NEW ORLEANS – The Louisiana Supreme Court has received a request from St. Tammany Parish Council to reconsider allowing the drilling of an oil well near Lakeshore High School, but a spokesman for the oil company said the project likely will move forward later this week.
"There's no reason to think at this point that this project will be stalled," Greg Beuerman, spokesman for Helis Oil & Gas Co., said during a Louisiana Record telephone interview.
That would be despite a St. Tammany Parish Council vote on June 22 to ask the court to reconsider its recent decision not to hear the parish's appeal challenging a state decision to award a permit to Helis for the oil well northeast of Mandeville. Concerned Citizens of St. Tammany also intervened in the case on behalf of the parish.
In its 4-3 split vote, with Justices Greg Guidry, Jeannette Theriot Knoll and Marcus Clark dissenting, the high court's decision affirms an earlier decision by the 1st Circuit Court of Appeal. In that decision, the appeal court ruled in March that St. Tammany Parish's zoning ordinance banning industrial activity in that location should be considered, but the state didn't have to follow it when reaching a decision about Helis' permit application.
In his dissent, Knox said the issues in the case should be considered.
"Although we normally do not assign reasons in writ denials, I find this case merits assigning reasons why I would grant both writs," Knoll wrote. "These writs present important, difficult, and challenging issues that this Court should address."

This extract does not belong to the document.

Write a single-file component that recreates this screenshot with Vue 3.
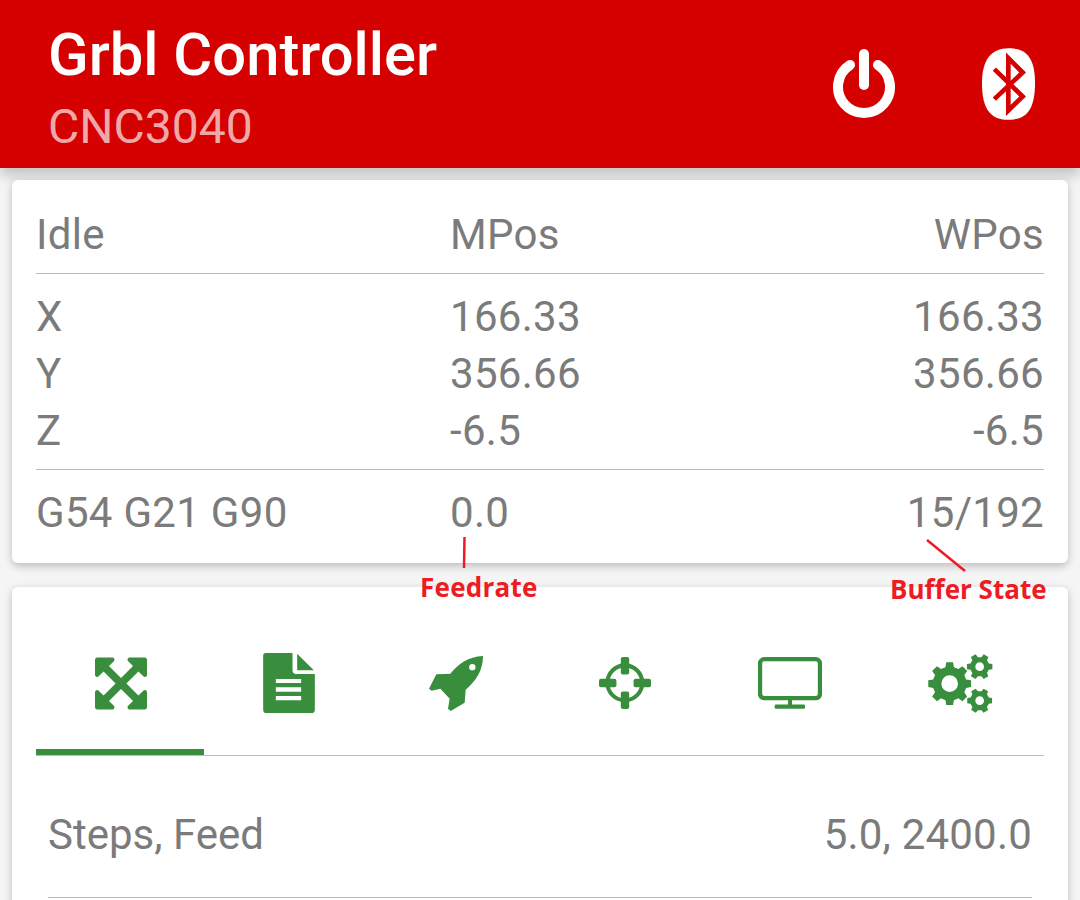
<template>
  <div class="screen">
    <header class="toolbar">
      <div class="titles">
        <div class="title">Grbl Controller</div>
        <div class="subtitle">CNC3040</div>
      </div>
      <div class="actions">
        <svg class="power" viewBox="0 0 64 70" width="64" height="70">
          <path d="M18 16 A26 26 0 1 0 46 16" fill="none" stroke="#fff" stroke-width="10" stroke-linecap="round" />
          <line x1="32" y1="5" x2="32" y2="36" stroke="#fff" stroke-width="10" stroke-linecap="round" />
        </svg>
        <svg class="bluetooth" viewBox="603 85 159 215" width="53" height="72">
          <path d="M683 85C740 85 762 120 762 190C762 270 735 300 683 300C630 300 603 270 603 190C603 120 630 85 683 85Z" fill="#fff" />
          <path d="M640 148L725 230L682 272V115L725 158L640 238" fill="none" stroke="#d50000" stroke-width="14" />
        </svg>
      </div>
    </header>

    <main class="content">
      <section class="card status">
        <div class="row head">
          <span>Idle</span><span>MPos</span><span>WPos</span>
        </div>
        <div class="axes">
          <div v-for="axis in axes" :key="axis.name" class="row">
            <span>{{ axis.name }}</span><span>{{ axis.mpos }}</span><span>{{ axis.wpos }}</span>
          </div>
        </div>
        <div class="row foot">
          <span>G54 G21 G90</span><span>0.0</span><span>15/192</span>
        </div>
      </section>

      <section class="card controls">
        <nav class="tabs">
          <div v-for="(tab, i) in tabs" :key="tab" class="tab" :class="[tab, { active: i === 0 }]">
            <svg v-if="tab === 'jog'" viewBox="0 0 1536 1536" width="52" height="53">
              <path fill="#388e3c" d="M1283 413l-355 355 355 355 144-144q29-31 70-14 39 17 39 59v448q0 26-19 45t-45 19h-448q-42 0-59-40-17-39 14-69l144-144-355-355-355 355 144 144q31 30 14 69-17 40-59 40h-448q-26 0-45-19t-19-45v-448q0-42 40-59 39-17 69 14l144 144 355-355-355-355-144 144q-19 19-45 19-12 0-24-5-40-17-40-59v-448q0-26 19-45t45-19h448q42 0 59 40 17 39-14 69l-144 144 355 355 355-355-144-144q-31-30-14-69 17-40 59-40h448q26 0 45 19t19 45v448q0 42-39 59-13 5-25 5-26 0-45-19z" />
            </svg>
            <svg v-else-if="tab === 'file'" viewBox="610 70 155 180" width="52" height="60">
              <path fill="#388e3c" d="M618 70H698V122Q698 133 709 133H765V240Q765 250 755 250H620Q610 250 610 240V78Q610 70 618 70Z" />
              <path fill="#388e3c" d="M712 72L762 122H712Z" />
              <path fill="#fff" d="M648 148H724V160H648ZM648 173H724V186H648ZM648 199H724V212H648Z" />
            </svg>
            <svg v-else-if="tab === 'rocket'" viewBox="88 77 162 165" width="54" height="55">
              <path fill="#388e3c" fill-rule="evenodd" d="M250 77C205 79 178 100 152 130L110 132L88 175L96 181L122 175L150 205L145 235L153 242L195 217L198 178C230 150 250 120 250 77ZM218 101A9.500 9.500 0 1 1 218 120A9.500 9.500 0 1 1 218 101Z" />
            </svg>
            <svg v-else-if="tab === 'probe'" viewBox="597 83 155 155" width="52" height="52">
              <circle cx="674" cy="160" r="52" fill="none" stroke="#388e3c" stroke-width="12" />
              <rect x="662" y="83" width="25" height="52" rx="6" fill="#388e3c" />
              <rect x="662" y="186" width="25" height="52" rx="6" fill="#388e3c" />
              <rect x="597" y="148" width="52" height="25" rx="6" fill="#388e3c" />
              <rect x="700" y="148" width="52" height="25" rx="6" fill="#388e3c" />
            </svg>
            <svg v-else-if="tab === 'console'" viewBox="85 83 192 155" width="64" height="52">
              <rect x="91" y="89" width="180" height="117" rx="13" fill="none" stroke="#388e3c" stroke-width="13" />
              <rect x="175" y="210" width="12" height="18" fill="#388e3c" />
              <rect x="135" y="225" width="91" height="13" rx="4" fill="#388e3c" />
            </svg>
            <svg v-else viewBox="593 68 195 177" width="65" height="59">
              <path v-for="g in gears" :key="g.cy + g.cx" :d="g.d" fill="#388e3c" fill-rule="evenodd" />
            </svg>
          </div>
        </nav>
        <div class="setting">
          <span>Steps, Feed</span><span class="value">5.0, 2400.0</span>
        </div>
      </section>

      <svg class="marks" width="1080" height="900">
        <line x1="464.500" y1="537" x2="464" y2="568" stroke="#ed1c24" stroke-width="2.500" />
        <line x1="927" y1="540" x2="965" y2="571" stroke="#ed1c24" stroke-width="2.500" />
      </svg>
      <span class="note feedrate">Feedrate</span>
      <span class="note buffer">Buffer State</span>
    </main>
  </div>
</template>

<script setup>
const axes = [
  { name: 'X', mpos: '166.33', wpos: '166.33' },
  { name: 'Y', mpos: '356.66', wpos: '356.66' },
  { name: 'Z', mpos: '-6.5', wpos: '-6.5' }
]

const tabs = ['jog', 'file', 'rocket', 'probe', 'console', 'settings']

// cog outline with a round hole, teeth are simple trapezoids
const gearPath = (cx, cy, outer, root, teeth, hole, start) => {
  const step = (Math.PI * 2) / teeth
  const pts = []
  for (let i = 0; i < teeth; i++) {
    const a = start + i * step
    const at = (r, d) => `${(cx + r * Math.cos(a + d)).toFixed(1)} ${(cy + r * Math.sin(a + d)).toFixed(1)}`
    pts.push(at(root, -step * 0.32), at(outer, -step * 0.2), at(outer, step * 0.2), at(root, step * 0.32))
  }
  return `M${pts.join('L')}Z M${cx + hole} ${cy}A${hole} ${hole} 0 1 0 ${cx - hole} ${cy}A${hole} ${hole} 0 1 0 ${cx + hole} ${cy}Z`
}

const gears = [
  { cx: 658, cy: 157, d: gearPath(658, 157, 65, 51, 8, 25, -Math.PI / 2) },
  { cx: 748, cy: 106, d: gearPath(748, 106, 39, 29, 6, 13, -Math.PI / 3) },
  { cx: 748, cy: 208, d: gearPath(748, 208, 38, 29, 6, 13, -Math.PI / 3) }
]
</script>

<style scoped>
.screen {
  width: 1080px;
  height: 900px;
  overflow: hidden;
  background: #f5f5f5;
  font-family: Roboto, "Liberation Sans", sans-serif;
  color: #7b7b7b;
}

.toolbar {
  height: 168px;
  box-sizing: border-box;
  padding: 0 45px 0 48px;
  background: #d50000;
  display: flex;
  align-items: flex-start;
  justify-content: space-between;
  box-shadow: 0 8px 12px rgba(0, 0, 0, 0.2);
  position: relative;
}

.title {
  margin-top: 21px;
  font-size: 59.700px;
  line-height: 68px;
  font-weight: 500;
  color: #fff;
}

.subtitle {
  margin-top: 8px;
  font-size: 48px;
  line-height: 60px;
  color: rgba(255, 255, 255, 0.68);
}

.actions {
  display: flex;
  gap: 86px;
  margin-top: 48px;
}

.power {
  margin-top: 1px;
}

.content {
  position: relative;
  padding: 12px;
  display: flex;
  flex-direction: column;
  gap: 24px;
}

.card {
  background: #fff;
  border-radius: 6px;
  box-shadow: 0 3px 8px rgba(0, 0, 0, 0.24);
  padding: 0 24px;
}

.status {
  height: 383px;
  box-sizing: border-box;
  padding-top: 26px;
}

.row {
  display: grid;
  grid-template-columns: 414px 1fr auto;
  font-size: 42px;
  line-height: 57px;
  letter-spacing: 0.3px;
}

.head {
  padding-bottom: 10px;
  border-bottom: 1px solid #bdbdbd;
}

.axes {
  padding: 14px 0 10px;
}

.foot {
  padding-top: 14px;
  border-top: 1px solid #bdbdbd;
}

.controls {
  padding-top: 24px;
  min-height: 400px;
}

.tabs {
  display: grid;
  grid-template-columns: repeat(6, 1fr);
  border-bottom: 1px solid #bdbdbd;
}

.tab {
  height: 144px;
  box-sizing: border-box;
  display: flex;
  align-items: center;
  justify-content: center;
}

.tab.active {
  box-shadow: inset 0 -6px 0 #388e3c;
}

.tab.jog {
  padding-left: 1px;
}

.tab.file,
.tab.probe {
  padding-left: 2px;
}

.tab.console {
  padding-right: 4px;
}

.setting {
  display: flex;
  justify-content: space-between;
  margin: 0 12px;
  padding: 50px 0 34px;
  font-size: 42px;
  line-height: 57px;
  border-bottom: 1px solid #bdbdbd;
}

.value {
  letter-spacing: 0.2px;
}

.marks {
  position: absolute;
  left: 0;
  top: -168px;
  pointer-events: none;
}

.note {
  position: absolute;
  font-family: "Open Sans", sans-serif;
  font-weight: 700;
  font-size: 26px;
  line-height: 32px;
  color: #ed1c24;
  white-space: nowrap;
}

.feedrate {
  left: 420px;
  top: 403px;
  letter-spacing: 0.25px;
}

.buffer {
  left: 890px;
  top: 405px;
}
</style>

<style>
body {
  overflow: hidden;
}
</style>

On Friday, a woman who answered the phone in St. Tammany Parish's Public Information Office, but who did not want to give her name, confirmed that the request was filed with the state Supreme Court that day. It is not clear if that filing can have any bearing on Helis' plans for the oil well.
"We would not pretend to know the mind of the court," Beuerman said. "Right now, our plans are to move forward."
Since the spring of 2014 when the project came to light, much of the controversy over the oil well has been the suggestion that it will lead to fracking, which has caused great concern in the local community. A number of parish officials and local citizens have opposed the project, citing environmental concerns, including worries the project will damage or contaminate the aquifer that the parish uses for its drinking water. Other concerns have included whether the area, currently zoned to not allow industrial development, would become open to that development, which could drive down property values.
Beuerman said fracking certainly isn't on the table for the short term, however. Initially, there will be only an exploratory well to retrieve a core sample from approximately 13,000 feet down, which will be studied for approximately two years to determine if the well is economically viable, he said. In the interim, the drilling rig would be removed from the site, he said.
Helis' state permit allows for the drilling of a vertical well on the otherwise undeveloped property zoned residential use. Company officials have said if the well is found to be economically feasible, Helis would still have to seek state and federal approval to drill horizontally and implement the fracking process to harvest oil from the area's shale formation. The same officials also have promised this can be safely done and that steps would be taken to safeguard St. Tammany Parish's water supply and environment.
"Aside from the issue of a 'permit to drill,' there is the right of a landowner to develop the minerals he owns," Louisiana Oil & Gas Association President Don Briggs said in a Louisiana Record interview. "To not allow him to do so would result in the 'taking' of his minerals and the right to develop them. This would be a huge issue with landowners across the state."
LOGA was pleased by the Louisiana Supreme Court decision to refuse to consider the appeal and thereby upholding the authority of the Louisiana Commissioner of Conservation to award a permit to Helis, Briggs said.
"The Louisiana Office of Conservation conducts an extensive and thorough process before issuing a drilling permit, as it did with the Helis permit," he said.
Challenges such as this one are not common in Louisiana, Briggs said.
"Thousands of wells have been permitted by the Louisiana Office of Conservation with no opposition in our state," he said. "There have been such challenges in other states. The end result is the courts look to the regulating agency in the state who best know how to regulate the industry."
The St. Tammany Parish litigation also hasn't been the best informed, Briggs said.
"For the most part the effort in St. Tammany was surrounded with misinformation about the process of hydraulic fracturing and led by outside activists, with no concern for Louisiana citizens but pushing their agenda against fossil fuels," he said.